ANC ad hoc committee member on the Protection of State Information Bill, Lluwelyn Landers, quoting Professor Kobus van Rooyen SC’s 2011 Percy Qhoboza lecture argued against the possibility of the bill’s unconstitutionality on account of the lack of a public interest defence. According to Llanders, in the absence of a public interest defence, access to a classified document could be expedited under a strengthened “PAIA over-ride” provision that is part of the Bill on the basis of the same public interest. The ANC have further criticised the “vitriol, vilification, name-calling... and blatant lies’ regarding the bill” and in a speech to Parliament Minister of State Security Siyabonga Cwele went as far as accusing the Bill’s critics of being local proxies for foreign spies. Additionally, the ANC believe that the consequences of disclosing classified information where a ‘public interest’ fails would leave the state with “no recourse”.

Passage by National Assembly and National Council of Provinces, referral back by President

The Bill was passed by the National Assembly on 22 November 2011 by a total of 229 yes votes to 107 no votes and 2 abstentions. All opposition parties urged the ruling ANC to vote against the Bill. Two members of the ANC, Ben Turok and Gloria Borman abstained from voting on the bill urging ‘further consideration’ before finalising the legislation.

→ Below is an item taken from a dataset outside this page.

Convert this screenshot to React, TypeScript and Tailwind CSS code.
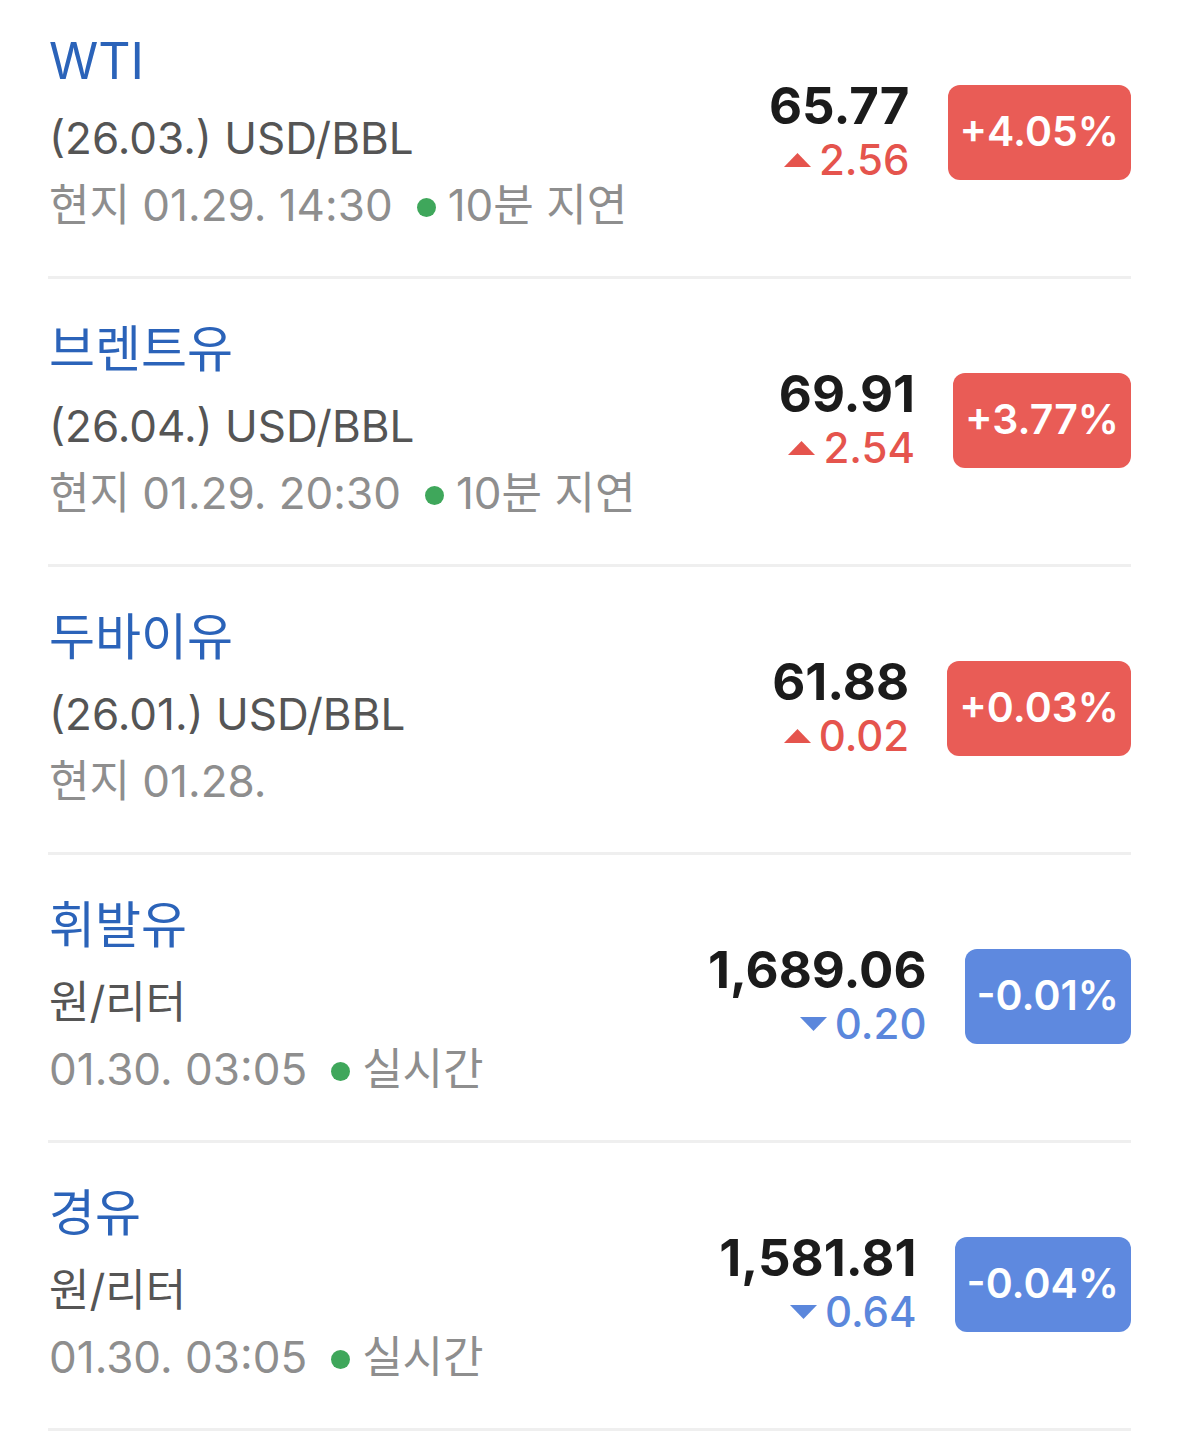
import React from "react";

type Item = {
  name: string;
  unit: string;
  time: string;
  status?: string;
  price: string;
  change: string;
  pct: string;
  up: boolean;
};

const items: Item[] = [
  { name: "WTI", unit: "(26.03.) USD/BBL", time: "현지 01.29. 14:30", status: "10분 지연", price: "65.77", change: "2.56", pct: "+4.05%", up: true },
  { name: "브렌트유", unit: "(26.04.) USD/BBL", time: "현지 01.29. 20:30", status: "10분 지연", price: "69.91", change: "2.54", pct: "+3.77%", up: true },
  { name: "두바이유", unit: "(26.01.) USD/BBL", time: "현지 01.28.", price: "61.88", change: "0.02", pct: "+0.03%", up: true },
  { name: "휘발유", unit: "원/리터", time: "01.30. 03:05", status: "실시간", price: "1,689.06", change: "0.20", pct: "-0.01%", up: false },
  { name: "경유", unit: "원/리터", time: "01.30. 03:05", status: "실시간", price: "1,581.81", change: "0.64", pct: "-0.04%", up: false },
];

function Row({ it }: { it: Item }) {
  return (
    <div className="flex items-center justify-between pt-[34px] pb-[37px] border-b-[3px] border-[#efefef]">
      <div className="flex flex-col pl-[1px]">
        <div className="text-[50px] leading-[72px] text-[#2b63b9]">{it.name}</div>
        <div className="mt-[8px] text-[44px] leading-[67px] text-[#555555]">{it.unit}</div>
        <div className="flex items-center text-[44px] leading-[67px] text-[#8e8e8e]">
          <span>{it.time}</span>
          {it.status && (
            <>
              <span className="ml-[24px] mr-[12px] mt-[4px] inline-block w-[19px] h-[19px] rounded-full bg-[#3fa75b]" />
              <span>{it.status}</span>
            </>
          )}
        </div>
      </div>
      <div className="flex items-center gap-[38px]">
        <div className="flex flex-col items-end">
          <div className="text-[51px] leading-[56px] font-bold text-[#1b1b1b]">{it.price}</div>
          <div className={`flex items-center text-[42px] leading-[52px] font-medium ${it.up ? "text-[#e5544d]" : "text-[#5b87dc]"}`}>
            <svg width="27" height="16" viewBox="0 0 27 16" className="mr-[8px]">
              {it.up ? (
                <polygon points="13.5,1 27,15 0,15" fill={"#e5544d"} />
              ) : (
                <polygon points="0,1 27,1 13.5,15" fill={"#5b87dc"} />
              )}
            </svg>
            <span>{it.change}</span>
          </div>
        </div>
        <div className={`flex items-center justify-center h-[95px] px-[12px] rounded-[12px] text-white text-[41px] font-semibold ${it.up ? "bg-[#e95c56]" : "bg-[#5e89df]"}`}>
          {it.pct}
        </div>
      </div>
    </div>
  );
}

export default function App() {
  return (
    <div
      className="w-[1179px] h-[1443px] bg-white overflow-hidden"
      style={{ fontFamily: 'Inter, "Noto Sans CJK KR", sans-serif' }}
    >
      <div className="-mt-[9px] px-[48px]">
        {items.map((it) => (
          <Row key={it.name} it={it} />
        ))}
      </div>
    </div>
  );
}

The two members have been referred to ANC’s disciplinary committee.
The Bill was passed with amendments by the National Council of Provinces on 29 November 2012 by 34 votes to 16, and the amended bill was approved by the National Assembly on 25 April 2013 by 189 votes to 74 with one abstention.
In September 2013 President Jacob Zuma refused to sign the Bill into law and instead sent it back to the National Assembly for reconsideration.